Monday, Oct. 28, 1935

Grandson into Club?

"For some time Republican friends of mine . . . have suggested that I become a candidate for the United States Senate. . . . I have given the suggestion deep thought. I have concluded that my work as a newspaperman in Washington and my experience as a member of the legislature would enable me to be of service to the people of Massachusetts. I desire, therefore, to submit my candidacy to the people."

With this hoary political formula, handsome young Henry Cabot Lodge Jr., grandson and namesake of Massachusetts' late great Senator, put in his bid last week for the Senate seat of Democrat Marcus Allen Coolidge. Barely 33, Grandson Lodge realized that a picket fence of "ifs" still separated him from the most distinguished gentlemen's club in the land. He must first win the Republican nomination next summer and then the regular election the autumn after.
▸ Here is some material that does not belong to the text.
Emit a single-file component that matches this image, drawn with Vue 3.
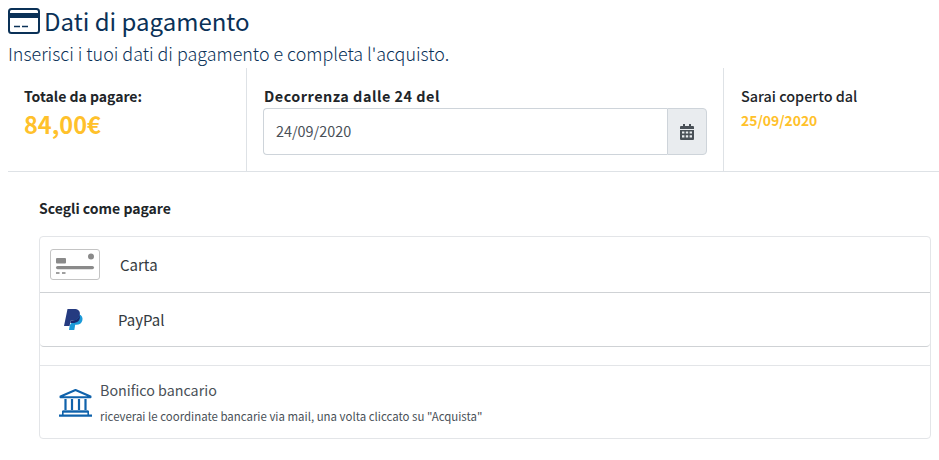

This cum laude graduate of Harvard (1924) served as a junior Washington correspondent and later as an editorial writer on the New York Herald Tribune before getting himself elected to the Massachusetts Legislature in 1932. Though that arch-Republican paper swings few votes in Massachusetts, it came out strongly last week for its onetime employe:

"It is not the nature of the American Democracy to harbor a governing class . . . and yet most of us could wish that politics in this country attracted more of those men and women whose upbringing and education best fit them for public office. . . . It is . . . in order to applaud a young man like Henry Cabot Lodge Jr. . . . and to see in his ambition to emulate the example of his illustrious grandfather a portent of brighter days. For Mr. Lodge, we believe, is of the kind of stuff to leaven the lump of mediocrity that burdens our national councils. . . ."

Before the week was out, Massachusetts had produced another descendant of a proud forebear to challenge young Mr. Lodge's candidacy. Republican friends of Mayor Sinclair ("Sinny") Weeks of Newton, son of the late John Wingate Weeks, onetime (1913-19) U. S. Senator, onetime (1921-25) Secretary of War, reported that they had likewise prevailed upon him to go after the Senate job.